How Qualified Opportunity Zones Work
The federal QOZ program allows taxpayers who realize capital gains to defer those gains by reinvesting them into a Qualified Opportunity Fund (QOF) within 180 days of the sale. The deferred gain is not recognized until the earlier of the date the QOF investment is sold or December 31, 2026. If the QOF investment is held for at least 10 years, any appreciation on the QOF investment itself — above and beyond the deferred original gain — is excluded from federal income tax permanently.
The mechanics: you sell a business or investment and realize a $1 million capital gain. You invest that $1 million in a Qualified Opportunity Fund within 180 days. The original $1 million gain is deferred until 2026. If the QOF investment grows to $3 million over 10 years, you pay federal capital gains tax on the original $1 million gain (recognized in 2026) but owe zero federal tax on the $2 million in QOF appreciation. The long-term capital gains benefit on the appreciation can be substantial for significant investments held for a decade.
The California Complication
Here is the important caveat for California entrepreneurs: California does not conform to the federal QOZ program.
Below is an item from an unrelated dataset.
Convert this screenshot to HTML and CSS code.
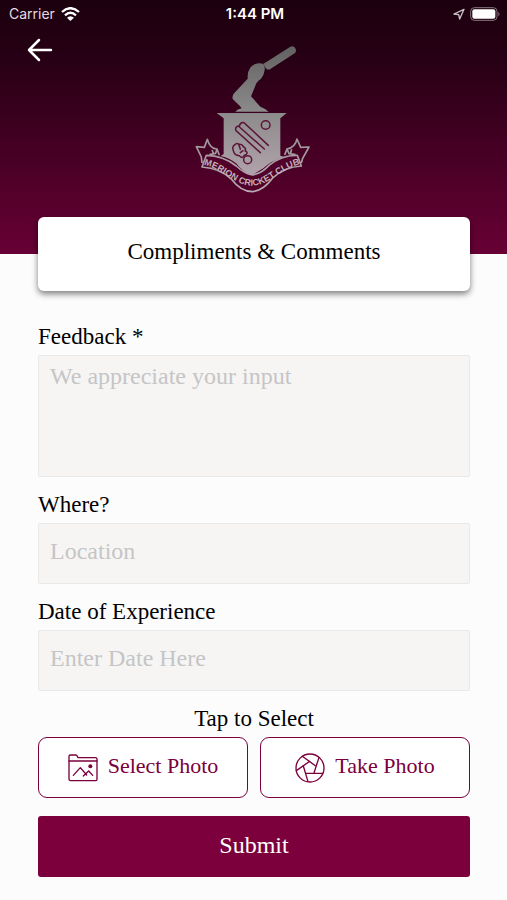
FILE: index.html
```html
<!DOCTYPE html>
<html lang="en">
<head>
    <meta charset="UTF-8">
    <meta name="viewport" content="width=device-width, initial-scale=1.0">
    <title>Compliments &amp; Comments</title>
    <link rel="stylesheet" href="styles.css">
</head>
<body>

    <header class="header">
        <div class="status">
            <div class="status-left">
                <span>Carrier</span>
                <svg width="19" height="14" viewBox="0 0 57 42">
                    <g fill="none" stroke="#fff" stroke-width="7">
                        <path d="M3 15 Q28 -8 54 15"/>
                        <path d="M12 25 Q28 10 45 25"/>
                    </g>
                    <path d="M18 32 Q28 23 39 32 L28 42 Z" fill="#fff"/>
                </svg>
            </div>
            <div class="status-time">1:44 PM</div>
            <div class="status-right">
                <svg width="12" height="12" viewBox="0 0 36 36">
                    <path d="M3 18 L33 4 L20 33 L17 20 Z" fill="none" stroke="#ccc2c8" stroke-width="4" stroke-linejoin="round"/>
                </svg>
                <svg width="31" height="14" viewBox="0 0 93 42">
                    <rect x="2" y="2" width="79" height="38" rx="11" fill="none" stroke="#85757e" stroke-width="3"/>
                    <rect x="7" y="7" width="69" height="28" rx="6" fill="#fff"/>
                    <path d="M85 14 Q92 21 85 28 Z" fill="#85757e"/>
                </svg>
            </div>
        </div>

        <div class="nav">
            <button class="back" type="button" aria-label="Back">
                <svg width="26" height="24" viewBox="0 0 26 24">
                    <path d="M24 12 H2 M12 2 L2 12 L12 22" fill="none" stroke="#fff" stroke-width="2.5" stroke-linecap="round" stroke-linejoin="round"/>
                </svg>
            </button>

            <svg class="logo" width="140" height="165" viewBox="0 0 420 495" role="img" aria-label="Merion Cricket Club">
                <defs>
                    <linearGradient id="silver" x1="0" y1="30" x2="0" y2="470" gradientUnits="userSpaceOnUse">
                        <stop offset="0" stop-color="#626061"/>
                        <stop offset="0.45" stop-color="#8b8a8a"/>
                        <stop offset="1" stop-color="#bba9b3"/>
                    </linearGradient>
                    <path id="motto" d="M58 390 C115 399 150 452 205 452 C255 452 290 399 349 388"/>
                </defs>
                <!-- bat and arm -->
                <g fill="url(#silver)">
                    <path d="M238 86 L246 82 L319 35 Q329 31 334 40 Q339 49 332 55 L258 103 Q250 107 245 99 Z"/>
                    <path d="M191 122 Q193 96 212 88 Q226 82 238 87 Q244 94 242 105 Q238 128 225 136 L217 145 L201 184 L229 215 Q243 220 254 230 H154 Q160 222 173 220 L167 212 L146 192 Q144 184 149 176 L191 131 Z"/>
                    <path d="M98 234 H308 L289 250 V362 L300 366 Q262 377 239 399 L205 420 Q174 410 158 386 Q138 370 110 363 L119 357 V250 Z"/>
                </g>
                <!-- stumps, ball and glove -->
                <g fill="none" stroke="#5a1538" stroke-width="4.5" stroke-linecap="round">
                    <circle cx="245" cy="270" r="13"/>
                    <path d="M229 353 L156 287 Q152 276 163 273 L241 342"/>
                    <path d="M166 273 Q169 261 180 263 L253 331"/>
                    <circle cx="191" cy="374" r="12"/>
                    <path d="M148 347 Q143 335 153 329 Q158 322 165 328 Q174 326 178 335 Q187 340 184 348 Q193 352 187 358 L181 361 Q174 373 166 362 Q151 362 148 347 Z"/>
                    <path d="M165 330 L169 343 M169 353 L177 347"/>
                </g>
                <!-- ribbon -->
                <g fill="none" stroke="url(#silver)" stroke-width="5" stroke-linejoin="round">
                    <path fill="#500029" d="M67 361 Q119 362 157 393 Q181 416 205 420 Q232 416 255 391 Q292 360 340 361 L352 393 Q302 396 266 429 Q239 466 205 470 Q169 468 144 434 Q108 399 54 396 Z"/>
                    <path d="M54 384 L52 366 L37 335 L61 337 L70 313 Q78 342 99 342 L95 355 L76 359"/>
                    <path d="M352 384 L356 370 L375 336 L350 337 L339 312 Q334 337 309 342 L315 356 L335 359"/>
                    <path d="M84 345 L89 357 M99 342 L106 361 M323 343 L319 356 M309 342 L302 360"/>
                </g>
                <text class="motto"><textPath href="#motto" startOffset="50%" text-anchor="middle">MERION CRICKET CLUB</textPath></text>
            </svg>
        </div>
    </header>

    <main class="content">
        <h1 class="card">Compliments &amp; Comments</h1>

        <form class="form">
            <label class="label" for="feedback">Feedback *</label>
            <textarea class="field field-large" id="feedback" placeholder="We appreciate your input" required></textarea>

            <label class="label" for="location">Where?</label>
            <input class="field" id="location" type="text" placeholder="Location">

            <label class="label" for="date">Date of Experience</label>
            <input class="field" id="date" type="text" placeholder="Enter Date Here">

            <p class="label label-center">Tap to Select</p>
            <div class="photos">
                <button class="btn btn-outline" type="button">
                    <svg class="icon" width="30" height="30" viewBox="0 0 90 90">
                        <g fill="none" stroke="#7b003c" stroke-width="4" stroke-linejoin="round" stroke-linecap="round">
                            <path d="M3 20 V10 Q3 6 7 6 H23 Q27 6 28 10 L30 14 H82 Q87 14 87 18 V79 Q87 83 83 83 H8 Q3 83 3 79 V20 Z"/>
                            <path d="M3 24 H87"/>
                            <path d="M16 67 L37 44 L56 66 M46 69 L62 54 L74 67"/>
                        </g>
                        <circle cx="67" cy="40" r="6" fill="#7b003c"/>
                    </svg>
                    <span>Select Photo</span>
                </button>
                <button class="btn btn-outline" type="button">
                    <svg class="icon" width="30" height="30" viewBox="0 0 90 90">
                        <g fill="none" stroke="#7b003c" stroke-width="4" stroke-linejoin="round" stroke-linecap="round">
                            <circle cx="45" cy="45" r="42"/>
                            <path d="M22 10 L61 38"/>
                            <path d="M72 13 L57 60"/>
                            <path d="M83 61 H32"/>
                            <path d="M39 86 L25 39"/>
                            <path d="M4 53 L44 25"/>
                        </g>
                    </svg>
                    <span>Take Photo</span>
                </button>
            </div>

            <button class="btn btn-submit" type="submit">Submit</button>
        </form>
    </main>

</body>
</html>
```

FILE: styles.css
```css
* {
    box-sizing: border-box;
}
body {
    margin: 0;
    background-color: #fcfcfc;
    color: #000;
    font-family: Baskerville, "Liberation Serif", serif;
    font-size: 23px;
    line-height: 26px;
}
.header {
    height: 254px;
    background: linear-gradient(#1c000e, #260014 22%, #680035);
    color: #fff;
}
.status {
    display: grid;
    grid-template-columns: 1fr auto 1fr;
    align-items: center;
    height: 28px;
    padding: 0 6px 0 9px;
    font-family: Inter, sans-serif;
    font-size: 14px;
    line-height: 20px;
}
.status-left {
    display: flex;
    align-items: center;
    gap: 6px;
    color: #e2dce0;
}
.status-time {
    font-size: 15px;
    font-weight: 600;
}
.status-right {
    display: flex;
    align-items: center;
    justify-content: flex-end;
    gap: 5px;
}
.nav {
    display: grid;
    grid-template-columns: 1fr auto 1fr;
    align-items: start;
    padding-top: 7px;
}
.back {
    justify-self: start;
    margin: 3px 0 0 27px;
    padding: 0;
    border: none;
    background: none;
    cursor: pointer;
}
.back svg,
.logo,
.icon {
    display: block;
}
.motto {
    fill: #c2b0ba;
    font-family: "Liberation Sans Narrow", "Liberation Sans", sans-serif;
    font-size: 27px;
    font-weight: bold;
}
.content {
    padding: 0 37px 24px 38px;
}
.card {
    position: relative;
    margin: -37px 0 33px;
    padding: 22px 16px 26px;
    border-radius: 6px;
    background-color: #fff;
    box-shadow: 0 3px 6px rgba(0, 0, 0, 0.5);
    font-size: 23px;
    font-weight: normal;
    text-align: center;
}
.form {
    display: flex;
    flex-direction: column;
}
.label {
    margin: 0 0 5px;
}
.label-center {
    text-align: center;
}
.field {
    height: 61px;
    margin: 0 0 15px;
    padding: 0 11px 4px;
    border: 1px solid #e9e9e9;
    border-radius: 2px;
    background-color: #f6f5f3;
    color: #000;
    font: inherit;
    font-size: 24px;
}
.field-large {
    height: 122px;
    padding-top: 7px;
    resize: none;
}
.field::placeholder {
    color: #c5c5c7;
    opacity: 1;
}
.photos {
    display: grid;
    grid-template-columns: 1fr 1fr;
    gap: 12px;
    margin-bottom: 18px;
}
.btn {
    display: flex;
    align-items: center;
    justify-content: center;
    gap: 10px;
    height: 61px;
    padding: 0 0 4px;
    border: none;
    font: inherit;
    cursor: pointer;
}
.btn-outline {
    border: 1px solid #7b003c;
    border-radius: 9px;
    background-color: #fff;
    color: #7b003c;
    font-size: 22px;
}
.btn-outline .icon {
    margin-top: 4px;
}
.btn-submit {
    border-radius: 3px;
    background-color: #7b003c;
    color: #fff;
    font-size: 24px;
}
```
California taxes capital gains from QOF investments in the same year they are recognized under California law — it does not defer the gain or exclude QOF appreciation from California income. This means a California resident investing in a QOZ receives the federal deferral and exclusion benefits while still owing California income tax on the original gain in the year of the QOF sale and on the QOF appreciation in the year of the QOF sale.
For California residents, the QOZ program provides federal tax benefits only — not California tax benefits. Whether the federal benefit justifies the investment decision depends on the size of the gain, the investment quality of the specific QOF, and the investor’s overall tax situation. For California residents with large capital gains, establishing residency in a no-income-tax state before the QOZ investment may allow capture of both federal and state tax benefits — subject to genuine residency requirements.
The Investment Caveat
QOZ tax benefits are only valuable if the underlying investment generates real economic returns. Investing in a low-quality QOF solely for the tax benefit produces a tax-advantaged bad investment. The best QOZ strategy combines genuine investment merit with the tax benefit — finding Opportunity Zone properties or businesses in markets with real appreciation potential, not just Opportunity Zone designation.